_TASK DIRECTIONS_. Each line of the data that includes the string "components" is to be copied out.

---------- MATERIAL PROVIDED

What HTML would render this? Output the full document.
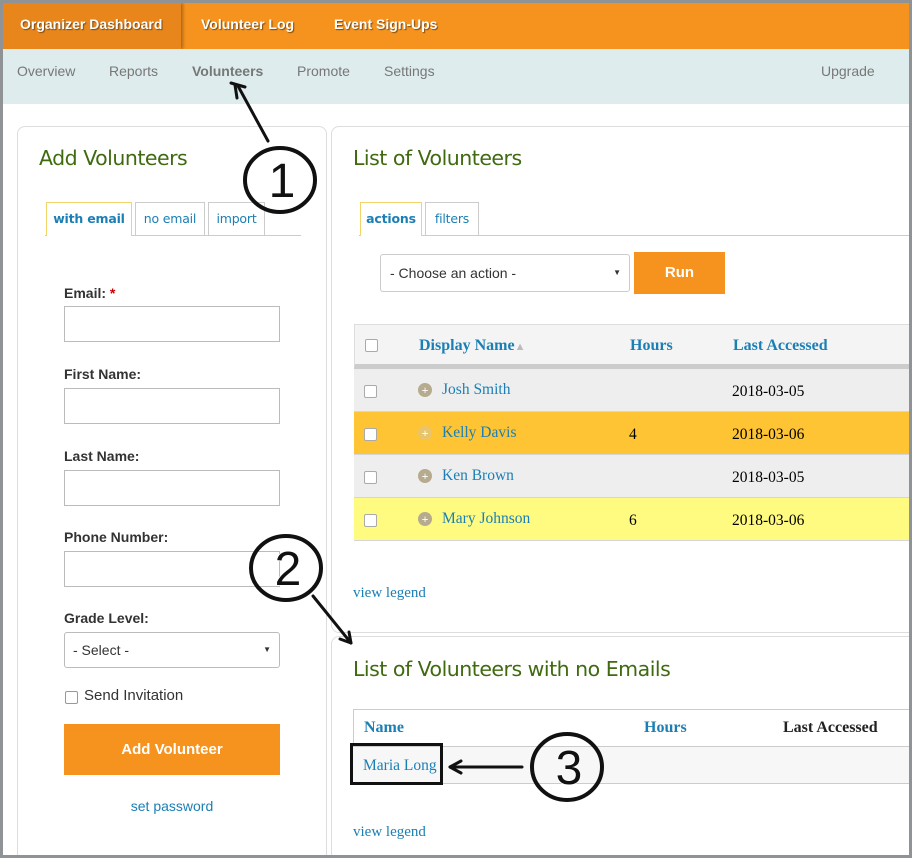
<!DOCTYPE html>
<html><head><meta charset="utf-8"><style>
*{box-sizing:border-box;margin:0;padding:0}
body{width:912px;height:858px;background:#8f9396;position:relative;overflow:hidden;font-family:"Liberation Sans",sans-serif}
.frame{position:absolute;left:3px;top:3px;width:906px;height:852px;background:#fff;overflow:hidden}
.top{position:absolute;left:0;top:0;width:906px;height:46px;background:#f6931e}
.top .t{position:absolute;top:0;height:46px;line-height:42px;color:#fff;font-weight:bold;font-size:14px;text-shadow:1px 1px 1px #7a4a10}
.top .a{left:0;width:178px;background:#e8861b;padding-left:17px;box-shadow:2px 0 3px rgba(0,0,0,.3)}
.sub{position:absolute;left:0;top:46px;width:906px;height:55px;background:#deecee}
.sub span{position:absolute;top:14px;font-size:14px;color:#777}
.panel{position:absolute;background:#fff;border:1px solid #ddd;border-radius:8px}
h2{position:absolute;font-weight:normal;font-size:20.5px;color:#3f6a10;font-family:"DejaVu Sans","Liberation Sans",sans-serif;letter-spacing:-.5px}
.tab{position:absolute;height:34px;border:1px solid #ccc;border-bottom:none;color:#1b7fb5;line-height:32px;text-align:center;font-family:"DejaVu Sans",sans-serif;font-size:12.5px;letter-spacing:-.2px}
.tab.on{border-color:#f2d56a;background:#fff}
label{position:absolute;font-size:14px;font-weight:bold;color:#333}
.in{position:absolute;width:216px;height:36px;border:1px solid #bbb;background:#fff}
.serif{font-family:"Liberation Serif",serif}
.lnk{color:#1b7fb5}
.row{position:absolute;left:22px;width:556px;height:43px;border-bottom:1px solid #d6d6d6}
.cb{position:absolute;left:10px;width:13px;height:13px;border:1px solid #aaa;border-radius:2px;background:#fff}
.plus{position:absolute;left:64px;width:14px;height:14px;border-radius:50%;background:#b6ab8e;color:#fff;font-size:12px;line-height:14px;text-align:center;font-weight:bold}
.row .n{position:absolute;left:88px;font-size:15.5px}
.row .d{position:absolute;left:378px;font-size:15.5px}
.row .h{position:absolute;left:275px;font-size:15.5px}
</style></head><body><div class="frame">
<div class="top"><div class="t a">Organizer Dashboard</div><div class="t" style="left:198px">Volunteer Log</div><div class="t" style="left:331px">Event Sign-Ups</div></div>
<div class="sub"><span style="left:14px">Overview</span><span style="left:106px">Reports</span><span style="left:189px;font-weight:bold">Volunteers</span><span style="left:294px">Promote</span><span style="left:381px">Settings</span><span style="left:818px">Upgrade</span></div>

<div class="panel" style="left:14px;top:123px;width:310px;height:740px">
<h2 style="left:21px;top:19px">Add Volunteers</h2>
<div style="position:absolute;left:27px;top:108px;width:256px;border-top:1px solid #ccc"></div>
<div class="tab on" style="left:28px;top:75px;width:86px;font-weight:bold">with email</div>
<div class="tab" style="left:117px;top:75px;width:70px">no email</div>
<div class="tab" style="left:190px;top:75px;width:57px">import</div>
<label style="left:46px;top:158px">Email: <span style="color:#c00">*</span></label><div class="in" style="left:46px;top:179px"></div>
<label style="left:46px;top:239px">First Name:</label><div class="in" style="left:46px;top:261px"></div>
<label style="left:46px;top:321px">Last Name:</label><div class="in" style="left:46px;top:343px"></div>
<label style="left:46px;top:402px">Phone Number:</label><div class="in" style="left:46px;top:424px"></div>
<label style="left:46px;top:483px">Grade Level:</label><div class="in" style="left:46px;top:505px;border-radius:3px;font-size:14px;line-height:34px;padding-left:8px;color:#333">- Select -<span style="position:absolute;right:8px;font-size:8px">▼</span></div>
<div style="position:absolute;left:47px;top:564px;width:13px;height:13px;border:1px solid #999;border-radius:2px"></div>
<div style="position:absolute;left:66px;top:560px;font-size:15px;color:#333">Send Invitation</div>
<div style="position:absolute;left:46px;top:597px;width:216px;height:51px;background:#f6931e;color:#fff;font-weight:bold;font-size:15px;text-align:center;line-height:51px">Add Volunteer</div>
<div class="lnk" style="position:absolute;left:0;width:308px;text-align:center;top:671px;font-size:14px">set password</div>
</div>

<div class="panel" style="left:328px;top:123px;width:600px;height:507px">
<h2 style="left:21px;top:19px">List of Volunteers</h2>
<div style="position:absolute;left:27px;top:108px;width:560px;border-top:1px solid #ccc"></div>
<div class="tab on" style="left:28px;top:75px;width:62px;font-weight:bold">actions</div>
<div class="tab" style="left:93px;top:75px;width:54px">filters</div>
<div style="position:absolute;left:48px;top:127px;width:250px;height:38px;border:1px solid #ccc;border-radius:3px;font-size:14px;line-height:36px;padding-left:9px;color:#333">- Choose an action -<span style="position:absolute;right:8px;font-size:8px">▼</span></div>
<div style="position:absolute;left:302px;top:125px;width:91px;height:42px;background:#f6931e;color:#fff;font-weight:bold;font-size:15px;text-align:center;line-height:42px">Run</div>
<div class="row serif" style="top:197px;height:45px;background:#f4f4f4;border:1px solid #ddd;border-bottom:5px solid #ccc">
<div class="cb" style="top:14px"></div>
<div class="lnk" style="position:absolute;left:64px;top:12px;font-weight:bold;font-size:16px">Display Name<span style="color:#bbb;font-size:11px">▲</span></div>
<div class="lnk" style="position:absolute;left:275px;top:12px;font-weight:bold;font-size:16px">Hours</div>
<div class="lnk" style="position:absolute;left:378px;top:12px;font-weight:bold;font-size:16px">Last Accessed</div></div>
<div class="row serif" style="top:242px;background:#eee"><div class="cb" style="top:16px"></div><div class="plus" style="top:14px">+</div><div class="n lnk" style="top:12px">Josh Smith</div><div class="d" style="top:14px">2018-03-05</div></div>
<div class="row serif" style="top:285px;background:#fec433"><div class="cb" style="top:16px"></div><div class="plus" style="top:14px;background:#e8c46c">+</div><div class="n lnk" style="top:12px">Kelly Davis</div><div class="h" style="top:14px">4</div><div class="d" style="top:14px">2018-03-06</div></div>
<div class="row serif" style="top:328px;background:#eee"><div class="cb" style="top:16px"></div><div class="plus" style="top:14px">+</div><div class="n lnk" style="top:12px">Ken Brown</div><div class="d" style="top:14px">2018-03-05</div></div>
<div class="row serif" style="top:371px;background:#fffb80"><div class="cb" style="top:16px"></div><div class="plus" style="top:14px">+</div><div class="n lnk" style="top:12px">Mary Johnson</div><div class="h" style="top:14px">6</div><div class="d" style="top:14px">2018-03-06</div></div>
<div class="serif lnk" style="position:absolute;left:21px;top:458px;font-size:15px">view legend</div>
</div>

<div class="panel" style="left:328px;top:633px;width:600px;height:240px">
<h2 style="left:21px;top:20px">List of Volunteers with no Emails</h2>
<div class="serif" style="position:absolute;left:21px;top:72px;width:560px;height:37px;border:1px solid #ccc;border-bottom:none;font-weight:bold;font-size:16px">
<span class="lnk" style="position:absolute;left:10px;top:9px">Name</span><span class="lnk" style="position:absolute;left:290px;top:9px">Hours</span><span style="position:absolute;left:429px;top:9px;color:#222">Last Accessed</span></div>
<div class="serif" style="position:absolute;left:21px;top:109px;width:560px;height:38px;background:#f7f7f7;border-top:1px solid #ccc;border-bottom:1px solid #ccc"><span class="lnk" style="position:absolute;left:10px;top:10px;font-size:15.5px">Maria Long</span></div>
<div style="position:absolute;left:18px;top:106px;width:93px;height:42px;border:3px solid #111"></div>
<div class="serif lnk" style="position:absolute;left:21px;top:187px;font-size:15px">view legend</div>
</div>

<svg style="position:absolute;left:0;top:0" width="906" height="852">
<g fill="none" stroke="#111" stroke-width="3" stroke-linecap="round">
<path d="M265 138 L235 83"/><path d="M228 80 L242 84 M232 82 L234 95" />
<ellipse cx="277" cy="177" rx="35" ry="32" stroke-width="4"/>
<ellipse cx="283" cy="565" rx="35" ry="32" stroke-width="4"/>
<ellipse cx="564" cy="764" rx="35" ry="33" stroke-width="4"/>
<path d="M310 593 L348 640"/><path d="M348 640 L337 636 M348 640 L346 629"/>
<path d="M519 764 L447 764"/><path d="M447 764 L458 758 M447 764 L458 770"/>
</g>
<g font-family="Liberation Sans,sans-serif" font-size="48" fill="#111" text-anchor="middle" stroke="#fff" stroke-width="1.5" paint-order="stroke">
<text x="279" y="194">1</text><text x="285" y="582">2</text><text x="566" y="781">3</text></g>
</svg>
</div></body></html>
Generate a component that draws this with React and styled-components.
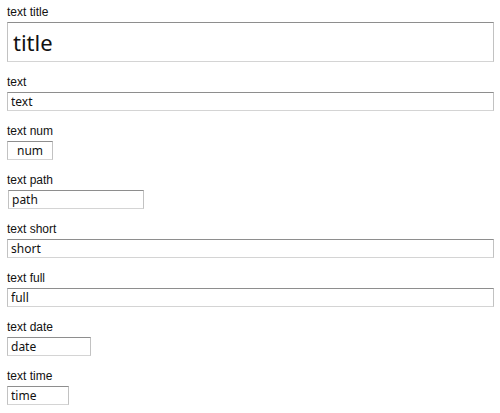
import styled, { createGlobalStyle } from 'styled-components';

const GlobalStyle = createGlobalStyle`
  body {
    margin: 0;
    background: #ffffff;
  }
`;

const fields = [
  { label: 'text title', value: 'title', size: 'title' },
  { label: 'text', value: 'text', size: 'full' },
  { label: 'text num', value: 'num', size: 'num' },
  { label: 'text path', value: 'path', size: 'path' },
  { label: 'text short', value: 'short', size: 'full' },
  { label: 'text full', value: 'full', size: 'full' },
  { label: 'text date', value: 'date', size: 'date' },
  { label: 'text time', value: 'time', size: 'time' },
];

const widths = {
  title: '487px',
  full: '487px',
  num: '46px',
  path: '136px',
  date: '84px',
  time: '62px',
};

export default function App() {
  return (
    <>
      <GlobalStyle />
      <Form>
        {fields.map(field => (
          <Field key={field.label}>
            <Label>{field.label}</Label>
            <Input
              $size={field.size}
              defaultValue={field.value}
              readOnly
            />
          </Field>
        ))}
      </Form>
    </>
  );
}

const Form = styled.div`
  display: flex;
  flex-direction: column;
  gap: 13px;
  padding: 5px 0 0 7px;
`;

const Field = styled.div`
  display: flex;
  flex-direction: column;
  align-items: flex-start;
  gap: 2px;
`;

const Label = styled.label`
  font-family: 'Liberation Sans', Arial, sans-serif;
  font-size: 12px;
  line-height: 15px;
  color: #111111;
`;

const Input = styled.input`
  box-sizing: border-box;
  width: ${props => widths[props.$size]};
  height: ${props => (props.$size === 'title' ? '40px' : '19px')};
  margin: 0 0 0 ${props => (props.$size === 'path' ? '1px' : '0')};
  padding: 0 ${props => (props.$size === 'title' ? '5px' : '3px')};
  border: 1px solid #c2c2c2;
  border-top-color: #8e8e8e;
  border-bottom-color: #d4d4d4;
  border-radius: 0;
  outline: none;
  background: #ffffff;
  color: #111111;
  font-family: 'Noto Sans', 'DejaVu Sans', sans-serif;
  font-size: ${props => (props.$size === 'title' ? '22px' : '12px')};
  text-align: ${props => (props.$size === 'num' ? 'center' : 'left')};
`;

--------------------

_TASK ANSWER_.
Generate a component that draws this with React and styled-components.
import styled, { createGlobalStyle } from 'styled-components';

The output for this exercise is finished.